As a black man, I believe, a la Steve Biko that, is better to die for an idea that will live, than live for an idea that will die. I also believe that if any government degenerates into tyranny, its laws cease to be binding on its citizenry.
The man asks a good question indeed, if as many now claim, they "had never really supported apartheid anyway", how did the apartheid machinery manage to function with such efficiency for so long? A big answer for me is to be found in the White South African psyche. To understand this let us look at a famous (infamous?) experiment conducted by a Yale psychologist, Stanley Milgram:
"The legal and philosophic aspects of obedience are of enormous import, but they say very little about how most people behave in concrete situations. I set up a simple experiment at Yale University to test how much pain an ordinary citizen would inflict on another person simply because he was ordered to by an experimental scientist. Stark authority was pitted against the subjects' [participants'] strongest moral imperatives against hurting others, and, with the subjects' [participants'] ears ringing with the screams of the victims, authority won more often than not. The extreme willingness of adults to go to almost any lengths on the command of an authority constitutes the chief finding of the study and the fact most urgently demanding explanation."

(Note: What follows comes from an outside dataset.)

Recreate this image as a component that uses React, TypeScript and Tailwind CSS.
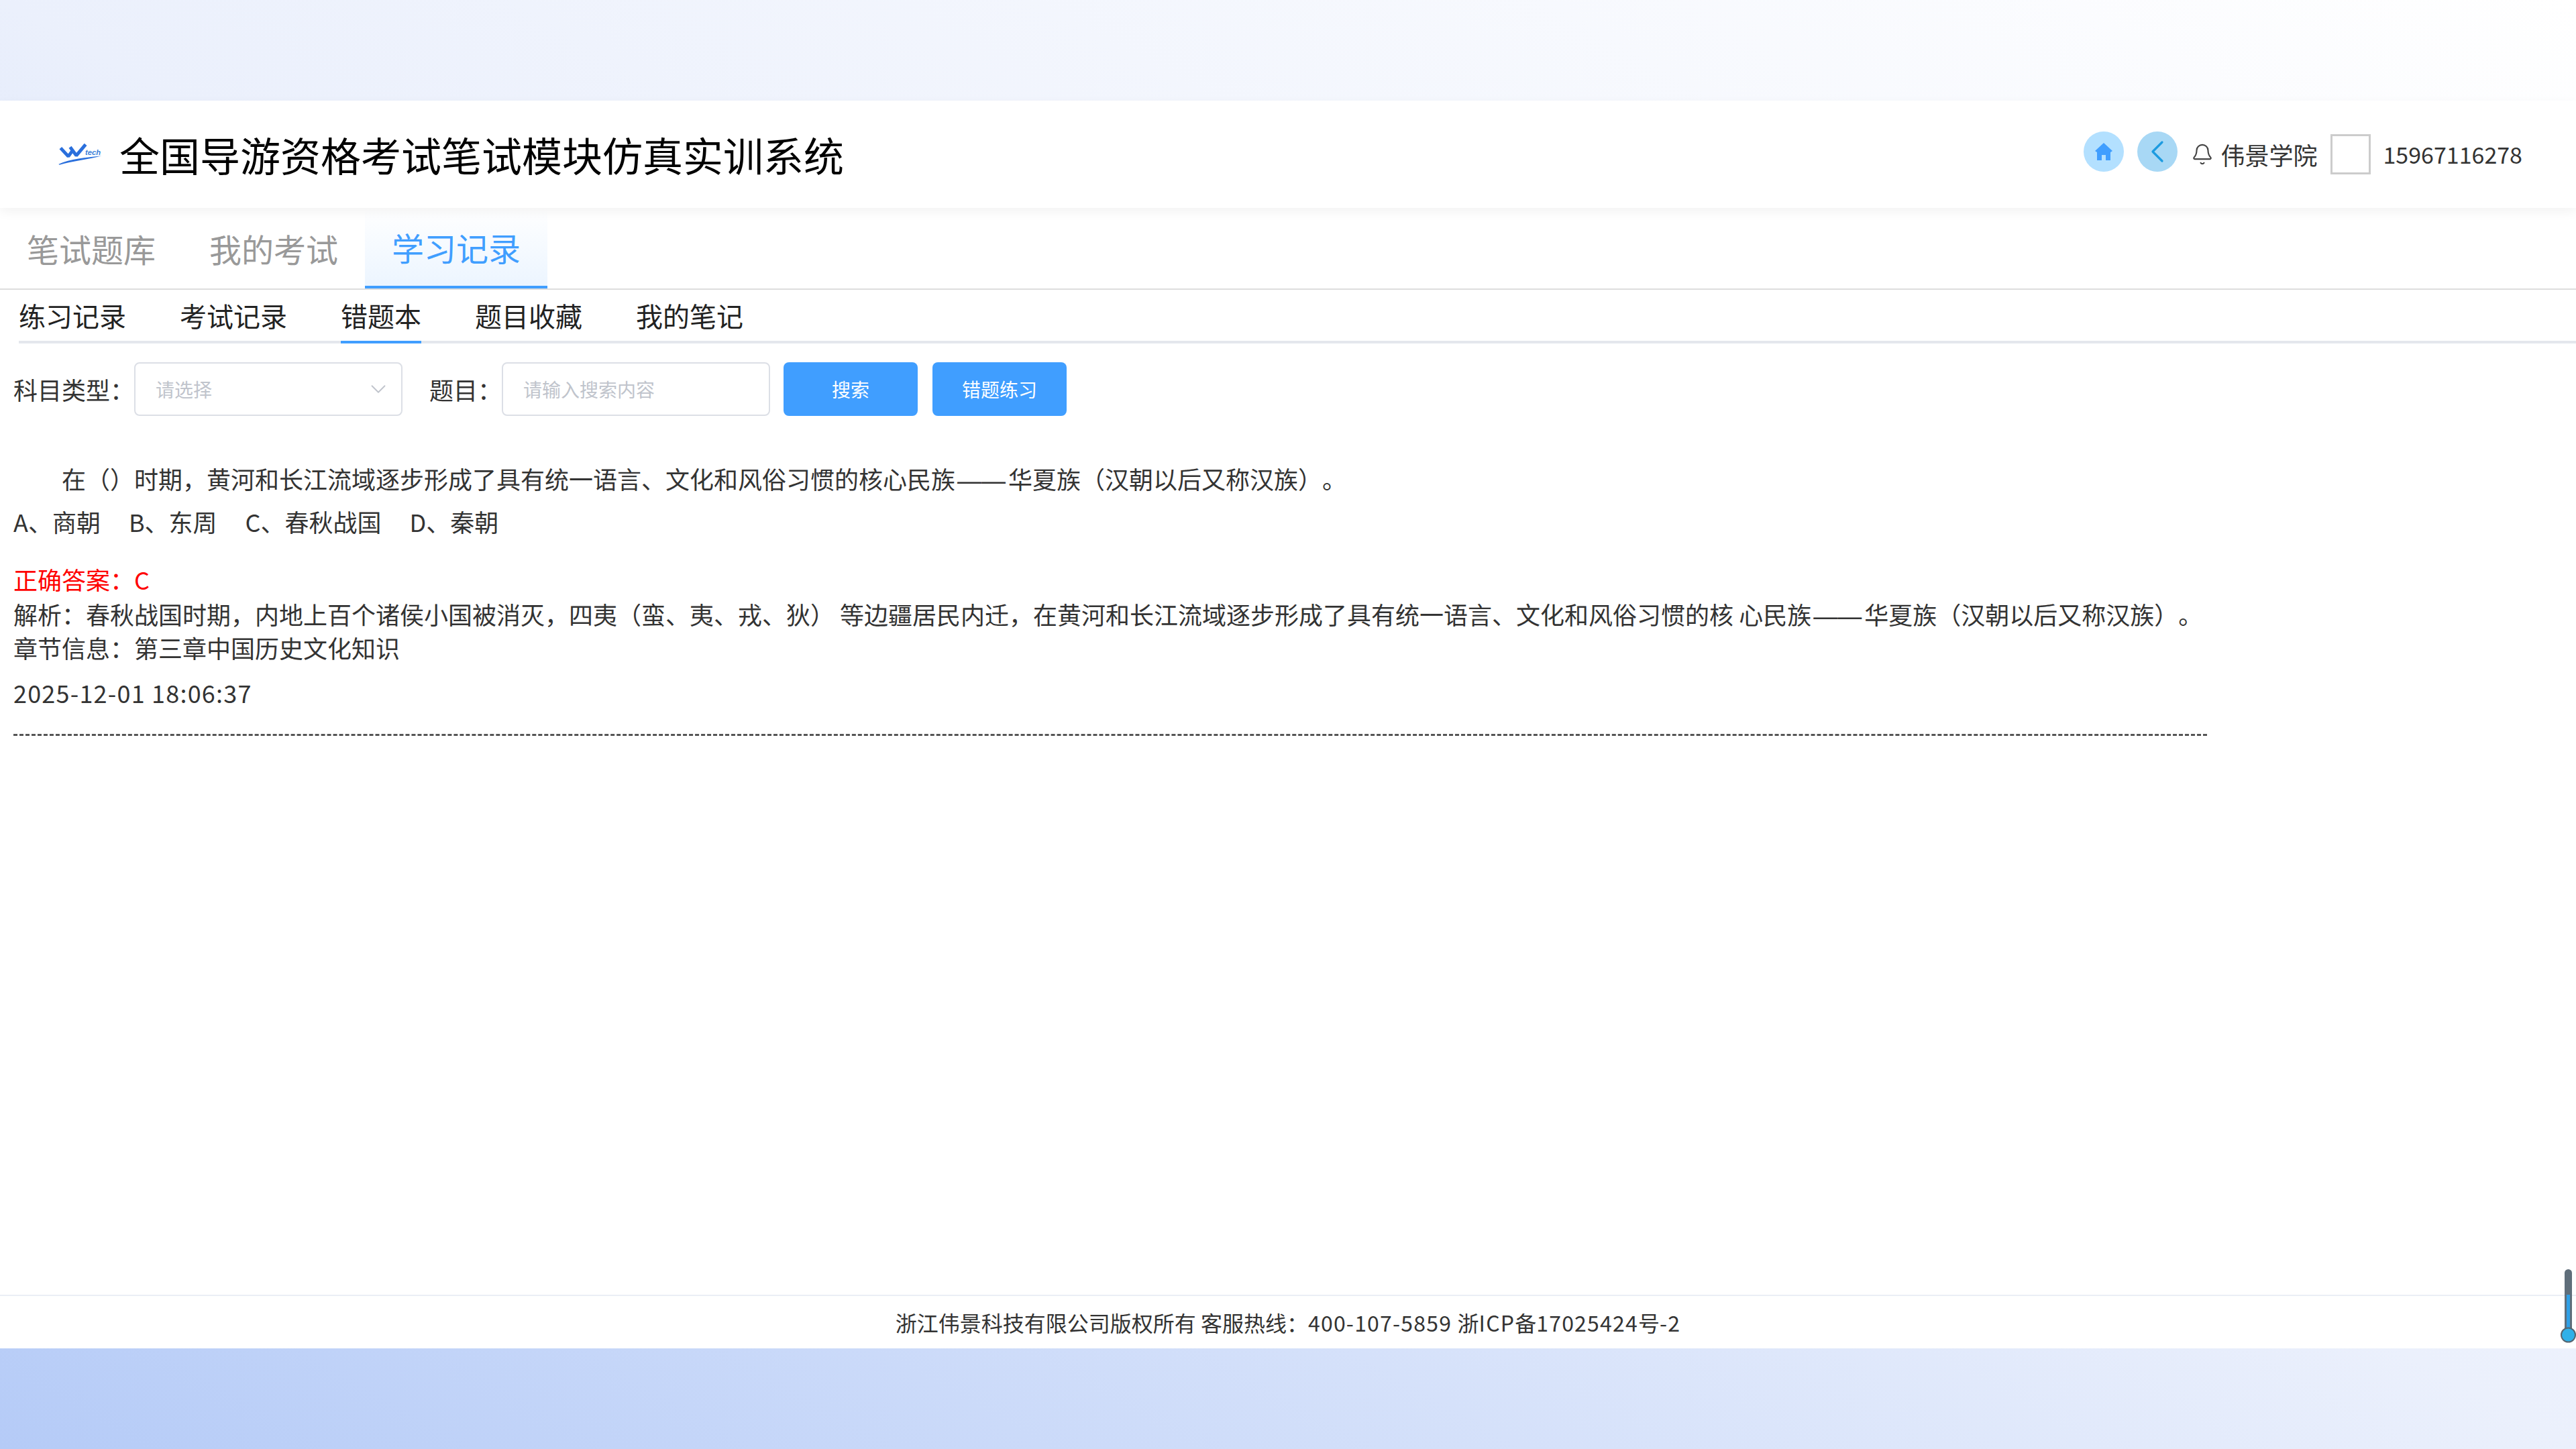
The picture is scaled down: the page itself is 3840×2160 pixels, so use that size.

In fact on Thomas Blass of the University of MaryLand (who is also the author of a biography of Milgram, called The Man who shocked the World) performed a meta-analysis on the results of repeated performances of the experiment (done at various times since, in the US and elsewhere). He found that the percentage of participants who are prepared to inflict fatal voltages remains remarkably constant, between 61% and 66%, regardless of time or location.
Most interestingly, a Milgrim experiment was conducted in South Africa and the study found EIGHTY-EIGHT percent compliance. This showed South Africans were well above the average in following orders even when it went against their consciences or involved morally questionable conduct...
The link between this experiment and Apartheid's enforcers is quite apparent. Given orders by the ultimate authority (the State) and convinced the means served the end, many people did not find any contradication in attending church on Sundays and creating havoc in South Africa's townships during the week.
Of course these reasons are by no means comprehensive, but I do believe they add to the debate that is (or unfortunately isn't?) going on in our Country.
12:00 Posted in Social | Permalink | Comments (4) | Email this | Tags: South Africa


Comments
I think the church also played an important role in keeping Apartheid in place (as it did in other circumstances such as segreggation & slavery in the southern USA) by keeping on warping the Bible to the view that what was being done was "morally correct". Thus those who supported apartheid had both command from the state, as well as moral support for what they were doing.
I also feel that the question of Apartheid being applied by one race or another is not related to the race in question - i.e. I don't think that one race or another is naturally more disposed to subjecting their will on another. I rather think that it is more of a question of the leaders in place in the state as well as the culturally significant leaders (for example, ministers in the church or tribal leaders etc).
Posted by: Shaun | 11/01/2005
It should also be remembered that the homeland policies provided moral justification for the policies followed.
Consideral intellectual effort by academics went into explaining why the system was just. And even today I do not think that the basic premise can be faulted ie that "All nations are entiteld to their own state". Because the rest of the world did not agree with us and we consequently caved in, do not mean that the ideas involved could not be carried out in a fair and morally satisfactory way.
Communism was furthermore tied up with the issue of military action. It was endorsed by the Black Nationalists. Even today I am not so sure that military resistance would not have been a proper response to a Communist Threat.
Posted by: cjm | 11/05/2005
banengxaki yokungafuni ukuphatwa ngababtu abamnyama kemna ndithi mabawele ijordana if abafuni kulawulwa.and babesiphethe kakubi abababantu
Posted by: sizwe | 11/08/2005
In principle the homeland policy cannot be faulted. The way it was carried out raises issues of fairness and justice. However one had to start somewhere and it was argued that short-term inequities would in the long term pay dividends. This is much the same justification used for BEE and AA currently.
If the carving up of the country was a prerequisite for peace (as was argued quite convincingly) , surely it would have been desirable.
The philosophy behind the policies was impeccable and are similar to the Palestinian homeland idea supported by the world community currently.
I note your desire to be incorported into a common South African identity. Good for you! However, I question the justice of forced integration as much as forced segregation.
Communism was a real threat whether you like it or not. Thanks to the Americans we live in a world where Marx is history. At the time it was not a foregone conclusion and I shudder to think what SA would have looked like under a Communist Black Regime (it is bad enough as it is). In the end the Western Democracies probably did more to dismantle apartheid than Communism did. Their sin was that they were not prepared to wage a war of terror on the country. So you got the African nationalists playing a cynical game of so-called non-alignment to have the best of both worlds. In doing so they contributed nothing to the war against Communism.